What do librarians think about? Every week I exchange words with them and every week I walk away wondering: do they ever read the books that put food on their tables? Where is the quirkiness that goes with bookishness? They have, instead, certain employer-imposed behaviours that can make or break my day in a two-minute encounter. National Library librarians are silent and serious, always well-dressed, sometimes helpful, seldom more knowledgeable than me about the book I seek. National University librarians are closer to retirement, slow to attend the counter and slower to answer my questions. Public library librarians are young and energetic, more of them male, more of them migrants, at once serving two customers and aiding three other librarians. But of all the librarians that fill my week, none can compare with the women in the little Catholic University on the corner, five minutes’ bike ride from my house.

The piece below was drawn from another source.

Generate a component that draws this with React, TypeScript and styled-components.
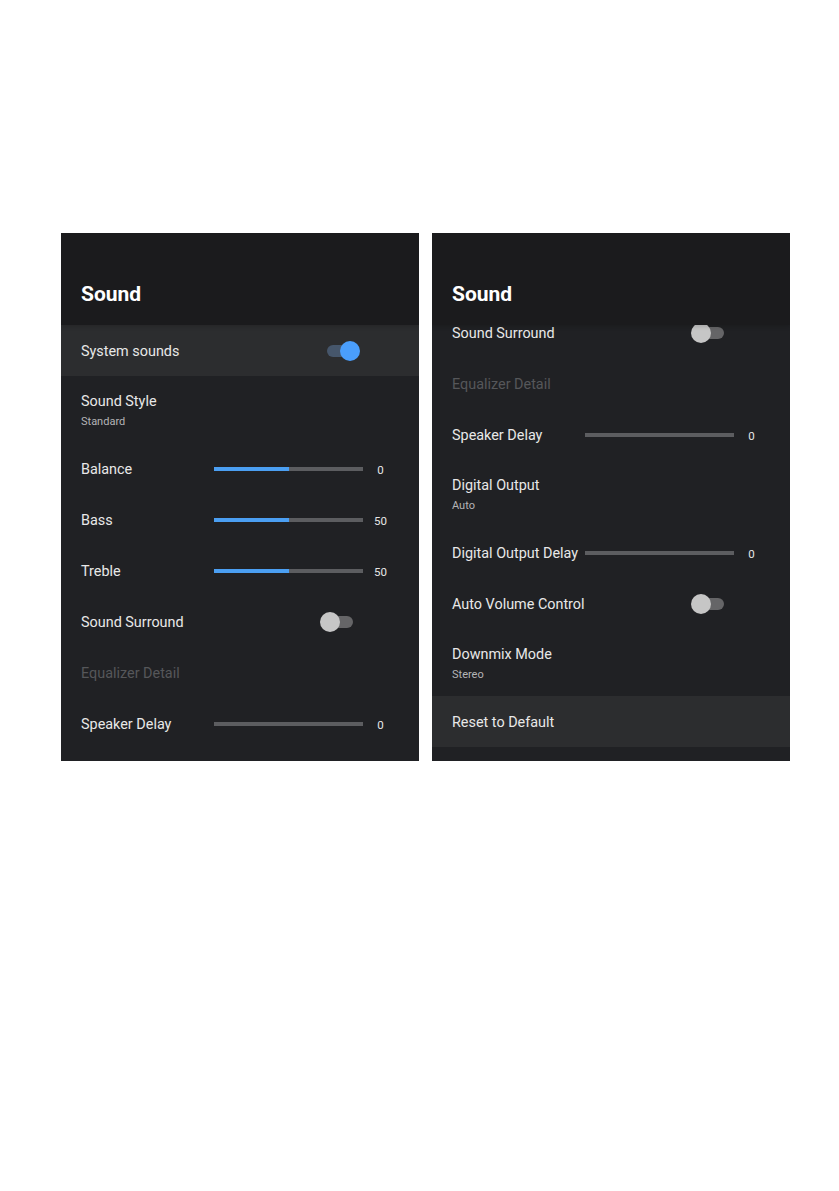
import * as React from 'react'
import styled, { createGlobalStyle } from 'styled-components'

const GlobalStyle = createGlobalStyle`
  html, body {
    margin: 0;
    padding: 0;
    background: #ffffff;
  }
  body {
    font-family: Roboto, "Noto Sans", "Liberation Sans", sans-serif;
  }
`

const Page = styled.div`
  display: flex;
  flex-direction: row;
  gap: 13px;
  padding: 233px 0 0 61px;
`

const Panel = styled.div`
  width: 358px;
  height: 528px;
  background-color: #202124;
  display: flex;
  flex-direction: column;
  overflow: hidden;
`

const Header = styled.div`
  height: 92px;
  flex: none;
  box-sizing: border-box;
  padding: 49px 0 0 20px;
  background-color: #1b1b1d;
  color: #ffffff;
  font-size: 21px;
  font-weight: 700;
  line-height: 24px;
  position: relative;
  z-index: 1;
  box-shadow: 0 2px 4px rgba(0, 0, 0, 0.15);
`

const Viewport = styled.div`
  flex: 1;
  overflow: hidden;
`

const List = styled.div<{ $offset: number }>`
  display: flex;
  flex-direction: column;
  margin-top: ${p => -p.$offset}px;
`

const Row = styled.div<{ $focused?: boolean, $tall?: boolean }>`
  display: grid;
  grid-template-columns: 133px 149px 34px;
  align-items: center;
  height: ${p => p.$tall ? 67 : 51}px;
  padding: 2px 0 0 20px;
  box-sizing: border-box;
  background-color: ${p => p.$focused ? '#2c2d2f' : 'transparent'};
`

const Label = styled.div<{ $disabled?: boolean }>`
  grid-column: 1 / 3;
  grid-row: 1;
  font-size: 14.4px;
  line-height: 18px;
  color: ${p => p.$disabled ? '#56575a' : '#e8e8e8'};
  white-space: nowrap;
`

const TextBlock = styled.div`
  grid-column: 1 / 4;
  grid-row: 1;
  display: flex;
  flex-direction: column;
  gap: 4px;
`

const Sub = styled.div`
  font-size: 11px;
  line-height: 13px;
  color: #b4b4b6;
`

const Track = styled.div`
  grid-column: 2;
  grid-row: 1;
  height: 4px;
  margin-top: -2px;
  background-color: #5c5d60;
`

const Fill = styled.div`
  height: 100%;
  background-color: #4b9ff2;
`

const Value = styled.div`
  grid-column: 3;
  grid-row: 1;
  text-align: center;
  font-size: 11.5px;
  color: #e6e6e6;
  padding-left: 1px;
`

const Toggle = styled.div`
  grid-column: 2;
  grid-row: 1;
  margin: -2px 0 0 106px;
  width: 40px;
  height: 20px;
  position: relative;
`

const ToggleTrack = styled.div<{ $on?: boolean }>`
  position: absolute;
  left: 7px;
  right: 7px;
  top: 4px;
  height: 12px;
  border-radius: 6px;
  background-color: ${p => p.$on ? '#46566b' : '#656567'};
`

const Knob = styled.div<{ $on?: boolean }>`
  position: absolute;
  top: 0;
  ${p => p.$on ? 'right: 0;' : 'left: 0;'}
  width: 20px;
  height: 20px;
  border-radius: 50%;
  background-color: ${p => p.$on ? '#4a9efc' : '#c6c6c6'};
`

type Item =
  | { kind: 'toggle', label: string, on: boolean, focused?: boolean }
  | { kind: 'text', label: string, sub?: string, disabled?: boolean, focused?: boolean }
  | { kind: 'slider', label: string, value: number, fill: number }

const leftItems: Item[] = [
  { kind: 'toggle', label: 'System sounds', on: true, focused: true },
  { kind: 'text', label: 'Sound Style', sub: 'Standard' },
  { kind: 'slider', label: 'Balance', value: 0, fill: 0.5 },
  { kind: 'slider', label: 'Bass', value: 50, fill: 0.5 },
  { kind: 'slider', label: 'Treble', value: 50, fill: 0.5 },
  { kind: 'toggle', label: 'Sound Surround', on: false },
  { kind: 'text', label: 'Equalizer Detail', disabled: true },
  { kind: 'slider', label: 'Speaker Delay', value: 0, fill: 0 },
]

const rightItems: Item[] = [
  { kind: 'toggle', label: 'Sound Surround', on: false },
  { kind: 'text', label: 'Equalizer Detail', disabled: true },
  { kind: 'slider', label: 'Speaker Delay', value: 0, fill: 0 },
  { kind: 'text', label: 'Digital Output', sub: 'Auto' },
  { kind: 'slider', label: 'Digital Output Delay', value: 0, fill: 0 },
  { kind: 'toggle', label: 'Auto Volume Control', on: false },
  { kind: 'text', label: 'Downmix Mode', sub: 'Stereo' },
  { kind: 'text', label: 'Reset to Default', focused: true },
]

function SettingRow({ item }: { item: Item }) {
  if (item.kind === 'toggle') {
    return (
      <Row $focused={ item.focused }>
        <Label>{ item.label }</Label>
        <Toggle>
          <ToggleTrack $on={ item.on } />
          <Knob $on={ item.on } />
        </Toggle>
      </Row>
    )
  }
  if (item.kind === 'slider') {
    return (
      <Row>
        <Label>{ item.label }</Label>
        <Track>
          <Fill style={{ width: `${item.fill * 100}%` }} />
        </Track>
        <Value>{ item.value }</Value>
      </Row>
    )
  }
  if (item.sub) {
    return (
      <Row $tall $focused={ item.focused }>
        <TextBlock>
          <Label $disabled={ item.disabled }>{ item.label }</Label>
          <Sub>{ item.sub }</Sub>
        </TextBlock>
      </Row>
    )
  }
  return (
    <Row $focused={ item.focused }>
      <Label $disabled={ item.disabled }>{ item.label }</Label>
    </Row>
  )
}

function SoundPanel({ items, offset }: { items: Item[], offset: number }) {
  return (
    <Panel>
      <Header>Sound</Header>
      <Viewport>
        <List $offset={ offset }>
          { items.map(x => <SettingRow key={ x.label } item={ x } />) }
        </List>
      </Viewport>
    </Panel>
  )
}

export default function App() {
  return (
    <>
      <GlobalStyle />
      <Page>
        <SoundPanel items={ leftItems } offset={ 0 } />
        <SoundPanel items={ rightItems } offset={ 18 } />
      </Page>
    </>
  )
}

The Catholic librarians are a special group. Quiet, controlled, suspicious, pale-skinned and small-smiled. Employed through a joy filter. Practical women who can explain the system without expression or superfluity, leaving me to wonder if they ever read more than the call number.

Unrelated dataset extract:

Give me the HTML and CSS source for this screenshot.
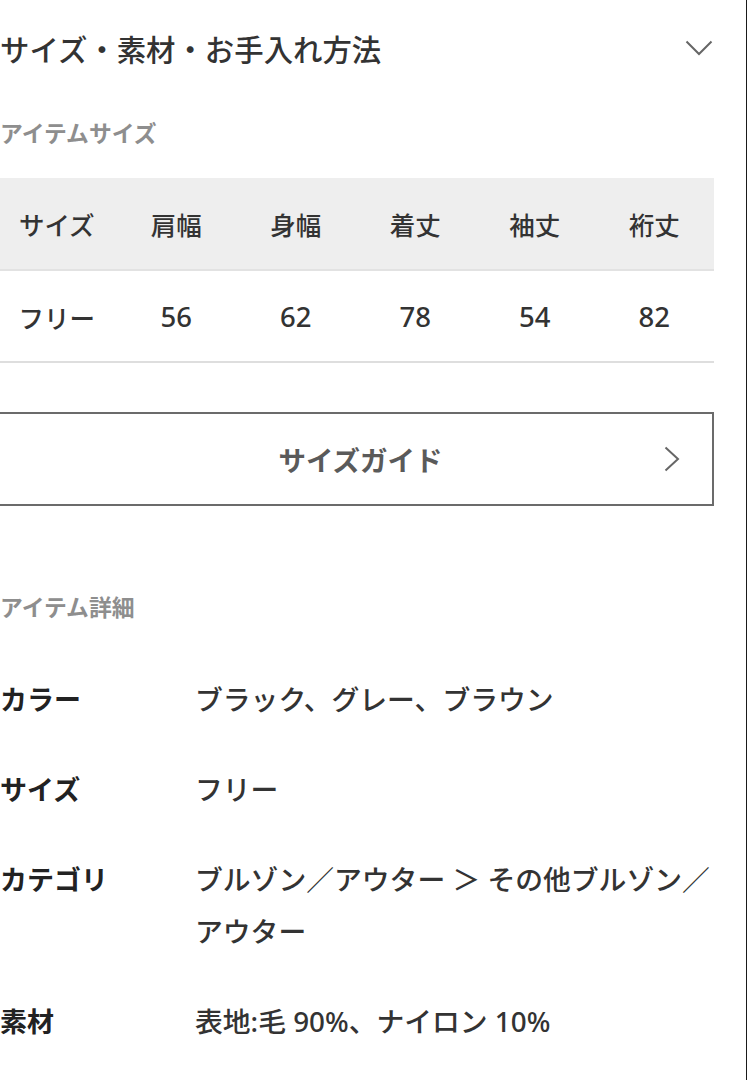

And yet! When I need to fire young imagination or teach literacy through literature, all I need is the Catholic library, the most excellent of all for tutors like me. If I need to teach perfect pronunciation to adults or social justice to children, there are posters listing the books I need. Shelves are loaded with children’s literature and mind-changing novels and histories, filled to the ceiling with up-to-date books by broad-minded authors, about family and culture and difference and music.
The women behind the counter, did they acquire these books? Surely they are mistresses, hunting out secret pleasures to please their book-lovers.
When they don a pious mask and slip behind the counter to take my book selection, scan it, swipe it and push it back to me with a small comment and a smaller smile, what are they thinking about?